**PROBLEM DETAILS**:
Where does the string "full" appear in the records? Copy every line that contains it.

**EXCERPTED DATA**:
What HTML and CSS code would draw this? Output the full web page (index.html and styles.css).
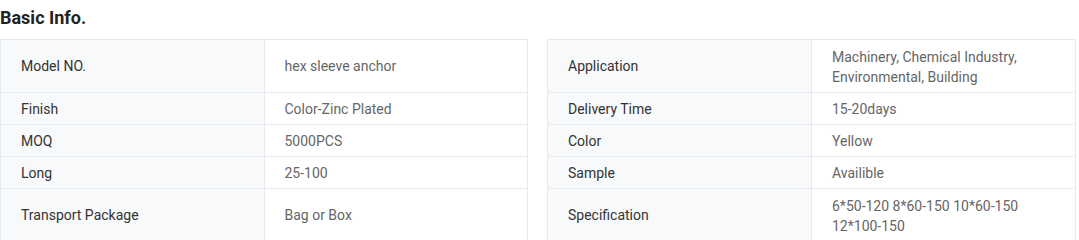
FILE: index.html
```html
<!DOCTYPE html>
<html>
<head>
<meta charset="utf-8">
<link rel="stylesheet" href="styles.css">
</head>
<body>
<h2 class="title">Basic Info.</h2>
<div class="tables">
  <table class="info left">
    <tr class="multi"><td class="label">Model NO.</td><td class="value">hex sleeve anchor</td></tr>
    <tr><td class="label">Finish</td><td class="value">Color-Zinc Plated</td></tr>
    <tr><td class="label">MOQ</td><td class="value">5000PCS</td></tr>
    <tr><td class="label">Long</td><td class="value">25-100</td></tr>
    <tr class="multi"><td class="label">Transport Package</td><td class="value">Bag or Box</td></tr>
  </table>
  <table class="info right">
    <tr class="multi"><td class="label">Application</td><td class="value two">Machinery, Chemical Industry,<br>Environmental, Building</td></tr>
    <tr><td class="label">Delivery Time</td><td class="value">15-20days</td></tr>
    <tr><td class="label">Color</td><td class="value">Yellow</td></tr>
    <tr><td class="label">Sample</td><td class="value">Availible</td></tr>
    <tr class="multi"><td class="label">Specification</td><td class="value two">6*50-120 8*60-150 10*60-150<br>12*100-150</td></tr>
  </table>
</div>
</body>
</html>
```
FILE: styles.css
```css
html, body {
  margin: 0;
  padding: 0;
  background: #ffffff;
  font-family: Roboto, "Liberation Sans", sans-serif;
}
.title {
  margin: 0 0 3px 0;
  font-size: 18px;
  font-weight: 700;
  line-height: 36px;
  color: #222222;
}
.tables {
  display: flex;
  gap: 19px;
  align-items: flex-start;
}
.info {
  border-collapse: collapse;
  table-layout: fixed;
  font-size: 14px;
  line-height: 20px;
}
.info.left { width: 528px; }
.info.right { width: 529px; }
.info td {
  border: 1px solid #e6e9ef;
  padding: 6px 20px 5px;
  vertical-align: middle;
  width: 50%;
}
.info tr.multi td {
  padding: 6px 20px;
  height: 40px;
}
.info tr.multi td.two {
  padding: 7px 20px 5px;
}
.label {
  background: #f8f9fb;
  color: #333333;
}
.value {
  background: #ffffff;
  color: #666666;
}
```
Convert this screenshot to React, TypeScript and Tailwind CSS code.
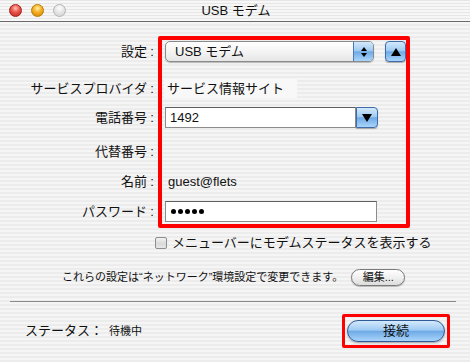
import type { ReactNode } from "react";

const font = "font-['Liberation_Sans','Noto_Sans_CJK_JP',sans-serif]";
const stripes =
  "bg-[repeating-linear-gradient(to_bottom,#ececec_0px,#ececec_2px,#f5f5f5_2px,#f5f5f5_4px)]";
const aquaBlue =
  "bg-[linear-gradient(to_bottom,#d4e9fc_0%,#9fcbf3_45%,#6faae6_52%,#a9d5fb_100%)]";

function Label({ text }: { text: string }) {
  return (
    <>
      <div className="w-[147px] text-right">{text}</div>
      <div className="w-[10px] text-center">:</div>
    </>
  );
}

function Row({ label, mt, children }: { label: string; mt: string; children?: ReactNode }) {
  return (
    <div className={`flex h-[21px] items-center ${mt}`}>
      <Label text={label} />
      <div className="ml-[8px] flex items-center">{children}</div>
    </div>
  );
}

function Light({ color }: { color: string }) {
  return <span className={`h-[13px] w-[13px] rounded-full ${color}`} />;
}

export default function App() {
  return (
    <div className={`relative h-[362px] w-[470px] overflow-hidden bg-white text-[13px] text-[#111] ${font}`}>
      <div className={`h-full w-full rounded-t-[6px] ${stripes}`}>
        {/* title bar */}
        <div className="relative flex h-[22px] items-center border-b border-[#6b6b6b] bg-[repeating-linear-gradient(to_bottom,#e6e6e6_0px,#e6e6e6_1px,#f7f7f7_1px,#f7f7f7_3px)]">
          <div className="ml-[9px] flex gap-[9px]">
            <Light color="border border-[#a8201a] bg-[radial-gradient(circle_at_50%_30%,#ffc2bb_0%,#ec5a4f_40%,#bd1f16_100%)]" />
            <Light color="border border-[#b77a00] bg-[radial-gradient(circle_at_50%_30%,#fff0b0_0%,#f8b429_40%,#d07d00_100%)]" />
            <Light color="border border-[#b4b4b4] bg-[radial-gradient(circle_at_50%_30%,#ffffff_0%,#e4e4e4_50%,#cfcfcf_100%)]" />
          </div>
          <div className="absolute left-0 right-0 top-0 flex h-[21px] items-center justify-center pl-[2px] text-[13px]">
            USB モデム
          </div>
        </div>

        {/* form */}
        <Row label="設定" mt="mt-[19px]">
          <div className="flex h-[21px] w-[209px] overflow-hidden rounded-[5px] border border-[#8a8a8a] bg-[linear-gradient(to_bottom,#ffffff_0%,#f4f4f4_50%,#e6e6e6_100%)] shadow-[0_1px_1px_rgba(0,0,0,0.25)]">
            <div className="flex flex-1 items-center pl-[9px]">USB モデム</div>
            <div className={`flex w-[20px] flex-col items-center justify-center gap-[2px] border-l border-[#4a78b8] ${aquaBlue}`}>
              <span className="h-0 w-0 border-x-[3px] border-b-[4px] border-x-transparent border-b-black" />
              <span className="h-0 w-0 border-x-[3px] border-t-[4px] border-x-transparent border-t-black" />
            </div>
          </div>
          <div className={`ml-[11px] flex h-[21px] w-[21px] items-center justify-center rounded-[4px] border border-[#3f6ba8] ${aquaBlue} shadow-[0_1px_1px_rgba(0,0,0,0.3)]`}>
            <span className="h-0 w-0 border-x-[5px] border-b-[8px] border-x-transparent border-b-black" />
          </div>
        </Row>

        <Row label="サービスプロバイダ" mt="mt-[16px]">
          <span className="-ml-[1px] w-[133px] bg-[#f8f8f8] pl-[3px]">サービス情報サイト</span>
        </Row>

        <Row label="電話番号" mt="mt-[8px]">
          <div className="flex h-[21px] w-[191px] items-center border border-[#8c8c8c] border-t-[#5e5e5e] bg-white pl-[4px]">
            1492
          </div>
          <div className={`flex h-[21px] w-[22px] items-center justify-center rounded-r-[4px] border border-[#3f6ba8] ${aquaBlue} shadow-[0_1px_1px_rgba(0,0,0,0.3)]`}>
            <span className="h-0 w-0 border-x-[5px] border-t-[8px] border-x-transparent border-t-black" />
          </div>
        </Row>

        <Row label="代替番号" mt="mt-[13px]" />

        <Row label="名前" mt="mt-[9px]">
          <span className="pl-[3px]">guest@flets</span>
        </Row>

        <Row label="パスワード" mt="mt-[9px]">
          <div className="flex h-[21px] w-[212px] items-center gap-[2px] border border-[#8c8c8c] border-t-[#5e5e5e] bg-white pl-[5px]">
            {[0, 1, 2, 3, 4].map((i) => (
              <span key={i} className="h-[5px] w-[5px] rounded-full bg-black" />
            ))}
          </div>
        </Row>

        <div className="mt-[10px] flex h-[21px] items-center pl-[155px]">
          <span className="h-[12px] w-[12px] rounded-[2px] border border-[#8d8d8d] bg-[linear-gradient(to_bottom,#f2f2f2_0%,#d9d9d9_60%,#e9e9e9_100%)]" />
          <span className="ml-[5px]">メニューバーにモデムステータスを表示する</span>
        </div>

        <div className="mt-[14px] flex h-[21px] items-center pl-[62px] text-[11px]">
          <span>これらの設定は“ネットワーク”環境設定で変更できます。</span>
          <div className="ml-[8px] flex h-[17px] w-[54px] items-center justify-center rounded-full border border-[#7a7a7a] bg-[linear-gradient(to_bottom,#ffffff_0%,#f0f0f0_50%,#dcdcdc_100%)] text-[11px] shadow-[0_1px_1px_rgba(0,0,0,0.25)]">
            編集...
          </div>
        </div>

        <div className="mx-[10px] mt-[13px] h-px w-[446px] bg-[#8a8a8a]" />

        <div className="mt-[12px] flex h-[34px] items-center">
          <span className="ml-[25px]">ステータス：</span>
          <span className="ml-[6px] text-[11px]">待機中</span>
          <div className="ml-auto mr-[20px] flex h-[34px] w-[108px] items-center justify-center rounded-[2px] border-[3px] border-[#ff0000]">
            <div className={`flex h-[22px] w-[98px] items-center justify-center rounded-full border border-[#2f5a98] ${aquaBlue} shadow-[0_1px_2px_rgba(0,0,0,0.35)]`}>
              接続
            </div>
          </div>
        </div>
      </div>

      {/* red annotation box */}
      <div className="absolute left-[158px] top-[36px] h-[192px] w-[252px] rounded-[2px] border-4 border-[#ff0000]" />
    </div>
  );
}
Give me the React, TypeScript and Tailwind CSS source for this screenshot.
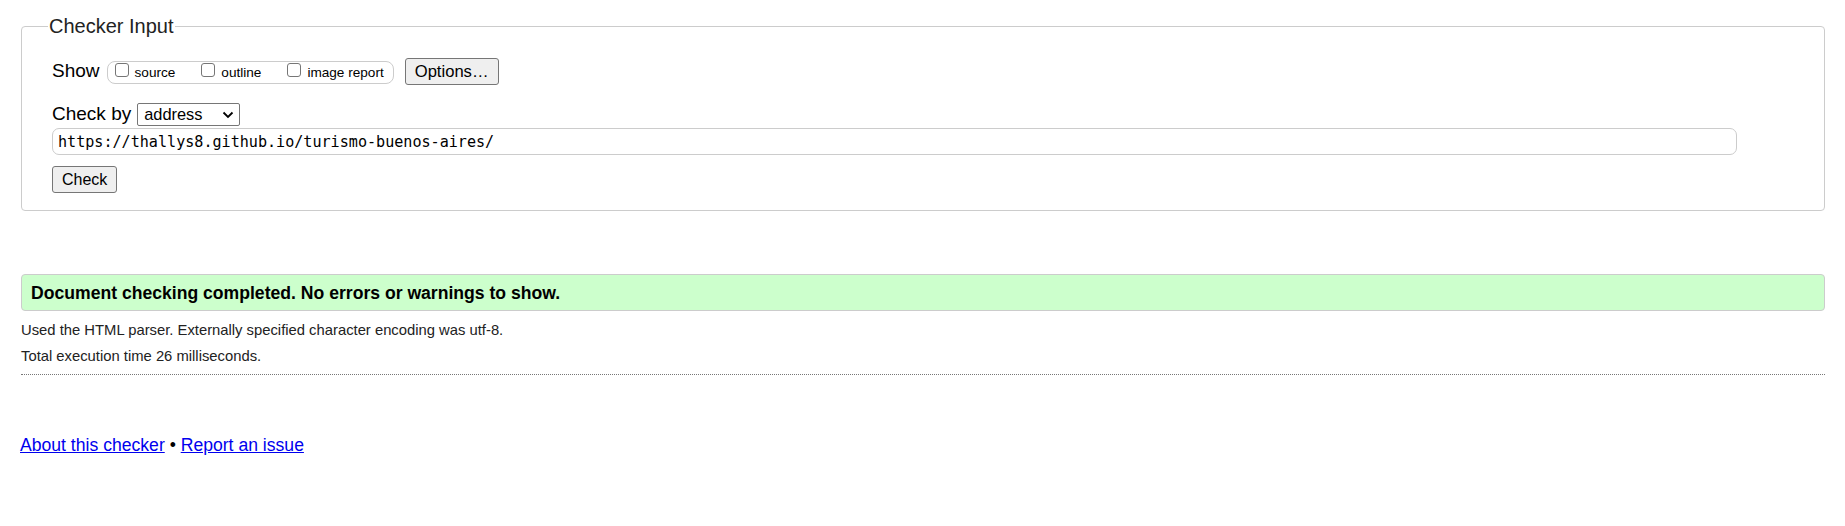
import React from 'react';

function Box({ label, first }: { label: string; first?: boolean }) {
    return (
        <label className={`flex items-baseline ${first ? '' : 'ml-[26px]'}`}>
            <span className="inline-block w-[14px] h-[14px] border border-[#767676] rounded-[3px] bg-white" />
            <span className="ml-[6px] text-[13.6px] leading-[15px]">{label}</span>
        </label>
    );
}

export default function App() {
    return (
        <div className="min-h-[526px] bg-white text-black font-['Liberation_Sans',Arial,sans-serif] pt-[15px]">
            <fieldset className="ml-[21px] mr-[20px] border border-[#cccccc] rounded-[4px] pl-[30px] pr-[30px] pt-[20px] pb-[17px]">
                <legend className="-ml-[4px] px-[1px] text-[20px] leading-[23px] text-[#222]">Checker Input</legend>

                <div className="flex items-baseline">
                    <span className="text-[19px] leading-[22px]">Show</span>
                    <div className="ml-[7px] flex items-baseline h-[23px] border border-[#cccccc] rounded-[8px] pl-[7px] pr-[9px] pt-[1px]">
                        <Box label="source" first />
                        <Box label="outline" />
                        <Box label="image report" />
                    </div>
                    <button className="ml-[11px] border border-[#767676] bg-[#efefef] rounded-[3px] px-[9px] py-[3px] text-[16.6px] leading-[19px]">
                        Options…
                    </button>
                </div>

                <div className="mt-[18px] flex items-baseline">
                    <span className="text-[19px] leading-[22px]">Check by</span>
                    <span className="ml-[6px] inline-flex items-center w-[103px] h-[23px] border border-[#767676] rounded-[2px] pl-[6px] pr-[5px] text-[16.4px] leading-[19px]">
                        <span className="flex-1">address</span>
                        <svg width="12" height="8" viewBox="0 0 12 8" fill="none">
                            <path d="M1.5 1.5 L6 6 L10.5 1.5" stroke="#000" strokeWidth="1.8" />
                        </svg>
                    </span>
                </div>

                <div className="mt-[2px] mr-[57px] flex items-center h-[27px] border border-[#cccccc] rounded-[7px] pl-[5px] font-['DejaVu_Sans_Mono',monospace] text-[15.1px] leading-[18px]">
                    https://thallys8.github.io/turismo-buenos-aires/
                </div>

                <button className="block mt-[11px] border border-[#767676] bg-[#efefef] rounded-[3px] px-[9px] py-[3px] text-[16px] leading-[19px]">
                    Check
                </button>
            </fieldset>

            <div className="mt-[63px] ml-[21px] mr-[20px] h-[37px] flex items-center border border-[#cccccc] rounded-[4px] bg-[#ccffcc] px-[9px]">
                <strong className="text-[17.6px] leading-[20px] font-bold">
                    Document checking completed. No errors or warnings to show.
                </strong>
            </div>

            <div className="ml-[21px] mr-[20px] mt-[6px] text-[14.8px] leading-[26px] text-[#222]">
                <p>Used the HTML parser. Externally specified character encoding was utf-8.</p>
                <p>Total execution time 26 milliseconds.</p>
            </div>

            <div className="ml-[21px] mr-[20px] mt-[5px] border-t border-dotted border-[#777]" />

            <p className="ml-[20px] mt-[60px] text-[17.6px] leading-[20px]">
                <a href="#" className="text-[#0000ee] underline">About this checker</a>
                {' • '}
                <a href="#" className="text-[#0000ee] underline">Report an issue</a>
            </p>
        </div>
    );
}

**RESULT FOR THIS TASK**:
What HTML and CSS code would draw this? Output the full web page (index.html and styles.css).
  return <span className={`h-[13px] w-[13px] rounded-full ${color}`} />;
      <div className={`h-full w-full rounded-t-[6px] ${stripes}`}>
              <span key={i} className="h-[5px] w-[5px] rounded-full bg-black" />
          <div className="ml-[8px] flex h-[17px] w-[54px] items-center justify-center rounded-full border border-[#7a7a7a] bg-[linear-gradient(to_bottom,#ffffff_0%,#f0f0f0_50%,#dcdcdc_100%)] text-[11px] shadow-[0_1px_1px_rgba(0,0,0,0.25)]">
            <div className={`flex h-[22px] w-[98px] items-center justify-center rounded-full border border-[#2f5a98] ${aquaBlue} shadow-[0_1px_2px_rgba(0,0,0,0.35)]`}>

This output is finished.